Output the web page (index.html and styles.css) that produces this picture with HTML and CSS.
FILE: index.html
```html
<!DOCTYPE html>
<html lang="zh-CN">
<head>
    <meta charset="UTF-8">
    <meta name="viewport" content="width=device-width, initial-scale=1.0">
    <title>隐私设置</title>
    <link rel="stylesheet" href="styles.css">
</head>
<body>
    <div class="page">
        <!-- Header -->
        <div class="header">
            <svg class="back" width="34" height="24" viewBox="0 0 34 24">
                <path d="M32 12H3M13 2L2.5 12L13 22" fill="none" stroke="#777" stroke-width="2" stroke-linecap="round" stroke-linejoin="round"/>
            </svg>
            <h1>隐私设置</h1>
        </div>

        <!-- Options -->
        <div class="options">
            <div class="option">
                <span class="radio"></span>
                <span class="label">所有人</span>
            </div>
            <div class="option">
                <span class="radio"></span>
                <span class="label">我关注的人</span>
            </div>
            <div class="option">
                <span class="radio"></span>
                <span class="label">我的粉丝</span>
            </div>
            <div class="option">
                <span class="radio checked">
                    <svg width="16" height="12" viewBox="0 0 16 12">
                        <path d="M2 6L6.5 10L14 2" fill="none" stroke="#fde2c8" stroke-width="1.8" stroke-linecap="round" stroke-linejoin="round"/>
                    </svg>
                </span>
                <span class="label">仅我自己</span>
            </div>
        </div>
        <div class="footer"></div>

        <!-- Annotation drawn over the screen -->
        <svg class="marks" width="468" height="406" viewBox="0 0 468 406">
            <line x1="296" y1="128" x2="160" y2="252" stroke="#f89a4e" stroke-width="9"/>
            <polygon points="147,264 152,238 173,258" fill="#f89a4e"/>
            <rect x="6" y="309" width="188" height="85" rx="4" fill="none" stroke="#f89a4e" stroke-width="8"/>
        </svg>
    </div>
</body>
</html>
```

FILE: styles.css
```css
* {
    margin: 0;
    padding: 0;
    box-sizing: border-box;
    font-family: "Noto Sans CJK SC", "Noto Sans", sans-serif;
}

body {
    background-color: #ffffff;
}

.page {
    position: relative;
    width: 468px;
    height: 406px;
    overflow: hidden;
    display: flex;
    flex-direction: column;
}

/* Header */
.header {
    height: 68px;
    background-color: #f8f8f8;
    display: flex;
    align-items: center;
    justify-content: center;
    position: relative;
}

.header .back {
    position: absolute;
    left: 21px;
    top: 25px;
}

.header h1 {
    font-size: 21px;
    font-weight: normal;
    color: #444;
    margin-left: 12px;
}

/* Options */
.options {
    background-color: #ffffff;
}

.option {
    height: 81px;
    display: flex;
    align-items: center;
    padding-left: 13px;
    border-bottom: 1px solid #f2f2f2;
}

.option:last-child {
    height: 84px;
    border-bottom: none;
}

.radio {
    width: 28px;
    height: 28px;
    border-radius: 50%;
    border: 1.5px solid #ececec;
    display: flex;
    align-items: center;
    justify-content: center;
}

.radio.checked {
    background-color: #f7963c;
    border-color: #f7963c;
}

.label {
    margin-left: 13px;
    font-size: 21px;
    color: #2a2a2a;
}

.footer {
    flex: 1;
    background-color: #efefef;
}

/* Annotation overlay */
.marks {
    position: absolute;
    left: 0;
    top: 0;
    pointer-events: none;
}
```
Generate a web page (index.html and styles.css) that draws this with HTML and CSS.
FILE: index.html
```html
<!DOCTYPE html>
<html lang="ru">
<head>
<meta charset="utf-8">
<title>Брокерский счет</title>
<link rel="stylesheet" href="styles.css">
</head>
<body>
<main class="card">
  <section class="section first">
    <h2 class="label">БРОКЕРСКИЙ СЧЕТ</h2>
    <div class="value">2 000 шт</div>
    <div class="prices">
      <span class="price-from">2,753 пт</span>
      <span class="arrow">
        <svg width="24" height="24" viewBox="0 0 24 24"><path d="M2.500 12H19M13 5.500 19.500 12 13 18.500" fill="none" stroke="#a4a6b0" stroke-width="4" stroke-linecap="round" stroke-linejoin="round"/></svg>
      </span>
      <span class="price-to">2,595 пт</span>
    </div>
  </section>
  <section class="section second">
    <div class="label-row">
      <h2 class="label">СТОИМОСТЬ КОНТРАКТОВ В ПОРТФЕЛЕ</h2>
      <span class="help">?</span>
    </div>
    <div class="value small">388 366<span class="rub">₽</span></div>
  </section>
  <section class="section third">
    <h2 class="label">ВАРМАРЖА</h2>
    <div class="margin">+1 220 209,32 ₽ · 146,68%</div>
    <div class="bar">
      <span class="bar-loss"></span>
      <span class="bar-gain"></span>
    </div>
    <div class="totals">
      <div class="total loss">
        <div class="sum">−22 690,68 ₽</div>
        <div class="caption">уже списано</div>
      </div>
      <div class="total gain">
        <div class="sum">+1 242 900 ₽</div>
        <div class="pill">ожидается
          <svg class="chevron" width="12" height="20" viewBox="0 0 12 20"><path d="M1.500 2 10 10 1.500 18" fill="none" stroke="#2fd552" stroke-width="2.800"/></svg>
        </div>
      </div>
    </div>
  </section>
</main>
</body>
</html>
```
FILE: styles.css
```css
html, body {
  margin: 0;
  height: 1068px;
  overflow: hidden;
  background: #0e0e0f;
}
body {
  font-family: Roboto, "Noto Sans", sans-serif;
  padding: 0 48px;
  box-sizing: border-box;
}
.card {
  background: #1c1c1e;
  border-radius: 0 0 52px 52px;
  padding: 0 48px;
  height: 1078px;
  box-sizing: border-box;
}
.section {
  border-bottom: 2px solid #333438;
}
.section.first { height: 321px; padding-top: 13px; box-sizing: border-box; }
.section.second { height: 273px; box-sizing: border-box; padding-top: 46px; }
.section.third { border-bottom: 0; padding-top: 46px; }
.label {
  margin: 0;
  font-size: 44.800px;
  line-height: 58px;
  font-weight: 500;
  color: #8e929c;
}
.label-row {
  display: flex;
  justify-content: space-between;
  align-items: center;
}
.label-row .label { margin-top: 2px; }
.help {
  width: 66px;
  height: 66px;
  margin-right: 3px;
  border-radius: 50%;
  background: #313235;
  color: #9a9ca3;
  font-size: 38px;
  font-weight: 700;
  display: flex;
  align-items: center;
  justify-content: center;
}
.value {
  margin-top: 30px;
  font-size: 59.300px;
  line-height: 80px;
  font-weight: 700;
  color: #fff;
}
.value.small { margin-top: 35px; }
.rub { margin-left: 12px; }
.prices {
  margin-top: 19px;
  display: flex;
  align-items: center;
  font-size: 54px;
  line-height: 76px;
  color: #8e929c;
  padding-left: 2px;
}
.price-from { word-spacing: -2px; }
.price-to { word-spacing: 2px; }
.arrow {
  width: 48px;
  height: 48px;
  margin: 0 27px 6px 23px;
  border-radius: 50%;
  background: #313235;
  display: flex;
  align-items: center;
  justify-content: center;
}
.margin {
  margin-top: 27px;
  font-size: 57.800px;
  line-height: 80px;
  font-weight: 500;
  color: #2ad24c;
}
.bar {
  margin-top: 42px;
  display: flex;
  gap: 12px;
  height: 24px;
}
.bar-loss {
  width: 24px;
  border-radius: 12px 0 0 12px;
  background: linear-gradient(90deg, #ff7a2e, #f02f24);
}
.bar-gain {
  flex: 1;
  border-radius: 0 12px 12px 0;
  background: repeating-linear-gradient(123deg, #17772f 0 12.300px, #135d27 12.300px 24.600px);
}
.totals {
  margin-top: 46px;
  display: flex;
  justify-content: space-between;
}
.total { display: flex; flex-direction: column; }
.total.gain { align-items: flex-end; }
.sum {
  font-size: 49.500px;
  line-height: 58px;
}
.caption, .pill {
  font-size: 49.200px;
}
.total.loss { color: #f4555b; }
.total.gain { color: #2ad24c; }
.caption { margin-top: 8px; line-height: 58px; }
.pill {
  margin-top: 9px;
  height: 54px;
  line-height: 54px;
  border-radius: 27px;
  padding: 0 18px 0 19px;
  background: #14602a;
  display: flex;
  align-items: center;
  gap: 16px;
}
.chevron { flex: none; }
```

▶ [Problem statement]
Track down the lines that include the word "page" and copy them.

▶ [Expected answer]
Output the web page (index.html and styles.css) that produces this picture with HTML and CSS.
    <div class="page">
.page {
Generate a web page (index.html and styles.css) that draws this with HTML and CSS.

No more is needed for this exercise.